I agree here. It's more about enjoying your present life, your youth, your health, and being healthy now, then trying to live an extra 10 or 20 years when you're old and rather immovable.

Because however hard you try you aren't the same when you're 80 or 90 as you are when you're 18 or 20.

One should also seriusly think about the problems it will cause population-wise; if we have 200 year olds all over the place, that causes major stresses on economy and food production and housing.

I think we all have our destined experiation date, no matter how hard we try to live forever.
 

iholdit

Active Member
I agree life is beautiful, the world is beautiful, and people and plants, and animals, and lakes and rivers are beautiful. But I don't see the point of actively pursuing to live longer, by the time you're 120 you're pretty much exhausted and sleeping all the time, you can't run through the fields, or jump into a clear lake, or even prepare your own food for that matter.

Your days are spent being tired and having memories of long-passed days. It seems like you're trying to hold onto life that doesn't need you and want you anymore.

Life has an expectancy for all beings, new life needs to enter the world and live and experience and then die -- that seems beutiful to me.

Death is also beautiful, and should be embraced, not chased away.



I agree here. It's more about enjoying your present life, your youth, your health, and being healthy now, then trying to live an extra 10 or 20 years when you're old and rather immovable.

Because however hard you try you aren't the same when you're 80 or 90 as you are when you're 18 or 20.

One should also seriusly think about the problems it will cause population-wise; if we have 200 year olds all over the place, that causes major stresses on economy and food production and housing.

I think we all have our destined experiation date, no matter how hard we try to live forever.

If we achieve 120 years to 200 years on a cron diet and the studies in mice apply to humans then an 80 year old would be like 30 year old and a 120 year old would be like 40 year old and a 200 year old would be like a 50-60 year old. As i mentioned earlier the mice are very active at the equivalent of 120 years in humans and are still pretty active at the equivalent of 160 human years and most of them are in very good health.

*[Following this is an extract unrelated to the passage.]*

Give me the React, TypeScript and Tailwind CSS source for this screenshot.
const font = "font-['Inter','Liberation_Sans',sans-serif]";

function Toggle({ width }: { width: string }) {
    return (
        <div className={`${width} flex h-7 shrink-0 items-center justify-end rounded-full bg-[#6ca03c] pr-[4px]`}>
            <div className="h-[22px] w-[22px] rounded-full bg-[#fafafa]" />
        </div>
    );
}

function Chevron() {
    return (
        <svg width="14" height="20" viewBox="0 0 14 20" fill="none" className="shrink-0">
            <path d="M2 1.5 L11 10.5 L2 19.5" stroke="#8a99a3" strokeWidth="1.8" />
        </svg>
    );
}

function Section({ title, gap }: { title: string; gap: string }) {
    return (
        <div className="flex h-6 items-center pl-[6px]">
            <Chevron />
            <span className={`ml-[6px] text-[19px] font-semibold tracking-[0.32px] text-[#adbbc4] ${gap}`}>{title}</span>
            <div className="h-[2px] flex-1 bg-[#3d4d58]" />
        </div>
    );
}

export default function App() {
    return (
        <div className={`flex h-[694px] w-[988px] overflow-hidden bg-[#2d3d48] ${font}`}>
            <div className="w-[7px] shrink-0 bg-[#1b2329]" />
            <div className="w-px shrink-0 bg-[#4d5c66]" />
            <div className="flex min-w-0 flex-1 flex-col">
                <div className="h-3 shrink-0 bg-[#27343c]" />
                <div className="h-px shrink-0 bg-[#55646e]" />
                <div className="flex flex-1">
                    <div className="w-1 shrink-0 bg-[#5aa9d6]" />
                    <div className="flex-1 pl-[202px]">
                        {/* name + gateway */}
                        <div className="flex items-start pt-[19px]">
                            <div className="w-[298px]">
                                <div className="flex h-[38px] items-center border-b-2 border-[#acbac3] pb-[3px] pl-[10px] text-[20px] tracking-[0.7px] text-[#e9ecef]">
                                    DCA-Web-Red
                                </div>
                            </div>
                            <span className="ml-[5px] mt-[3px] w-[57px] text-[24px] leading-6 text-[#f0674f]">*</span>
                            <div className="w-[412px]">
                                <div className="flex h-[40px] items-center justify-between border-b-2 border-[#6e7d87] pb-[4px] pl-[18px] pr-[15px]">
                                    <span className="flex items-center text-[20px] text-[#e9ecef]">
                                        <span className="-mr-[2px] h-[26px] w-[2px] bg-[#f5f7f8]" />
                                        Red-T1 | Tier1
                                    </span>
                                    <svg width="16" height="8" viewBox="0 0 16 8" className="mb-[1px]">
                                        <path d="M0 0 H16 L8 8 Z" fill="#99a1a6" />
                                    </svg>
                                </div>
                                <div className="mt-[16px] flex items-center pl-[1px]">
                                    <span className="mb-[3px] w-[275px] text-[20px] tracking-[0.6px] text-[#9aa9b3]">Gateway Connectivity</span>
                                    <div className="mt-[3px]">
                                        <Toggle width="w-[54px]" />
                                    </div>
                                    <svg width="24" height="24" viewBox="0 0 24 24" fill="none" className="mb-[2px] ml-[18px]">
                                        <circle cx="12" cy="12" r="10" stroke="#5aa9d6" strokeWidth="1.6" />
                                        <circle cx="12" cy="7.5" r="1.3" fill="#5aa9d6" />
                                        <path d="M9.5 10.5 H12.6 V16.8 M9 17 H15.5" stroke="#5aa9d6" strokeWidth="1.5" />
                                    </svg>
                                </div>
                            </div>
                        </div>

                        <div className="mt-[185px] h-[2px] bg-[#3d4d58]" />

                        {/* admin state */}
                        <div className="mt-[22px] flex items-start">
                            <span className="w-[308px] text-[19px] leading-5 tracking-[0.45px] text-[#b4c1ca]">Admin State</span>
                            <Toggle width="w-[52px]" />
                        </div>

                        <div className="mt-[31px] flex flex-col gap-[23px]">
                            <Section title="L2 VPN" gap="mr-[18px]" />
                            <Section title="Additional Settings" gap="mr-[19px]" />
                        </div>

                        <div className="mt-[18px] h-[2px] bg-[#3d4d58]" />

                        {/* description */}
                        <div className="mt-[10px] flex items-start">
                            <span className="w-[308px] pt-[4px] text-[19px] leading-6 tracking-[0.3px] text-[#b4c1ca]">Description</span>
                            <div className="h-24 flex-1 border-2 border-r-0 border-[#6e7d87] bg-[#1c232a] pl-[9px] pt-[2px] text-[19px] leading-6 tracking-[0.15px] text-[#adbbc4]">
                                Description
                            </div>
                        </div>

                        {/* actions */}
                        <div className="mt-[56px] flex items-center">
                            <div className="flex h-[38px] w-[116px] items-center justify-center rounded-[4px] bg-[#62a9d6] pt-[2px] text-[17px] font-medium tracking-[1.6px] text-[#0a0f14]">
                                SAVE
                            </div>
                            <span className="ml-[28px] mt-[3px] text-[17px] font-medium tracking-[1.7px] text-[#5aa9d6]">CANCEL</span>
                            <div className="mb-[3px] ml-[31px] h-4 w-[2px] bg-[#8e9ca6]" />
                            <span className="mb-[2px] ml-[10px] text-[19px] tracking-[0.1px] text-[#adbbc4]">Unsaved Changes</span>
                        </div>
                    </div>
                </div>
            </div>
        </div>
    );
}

I also went into how population would stabilize and world hunger would be reduced on a cron diet. Based on the mice studies we know mice on a cron diet go through puberty later and menopause earlier. If this applies to humans there would be no teenage pregnancy and people would have less children in general due to a shorter timespan they can have children. Because calories would be reduced there will also be more food to feed more people.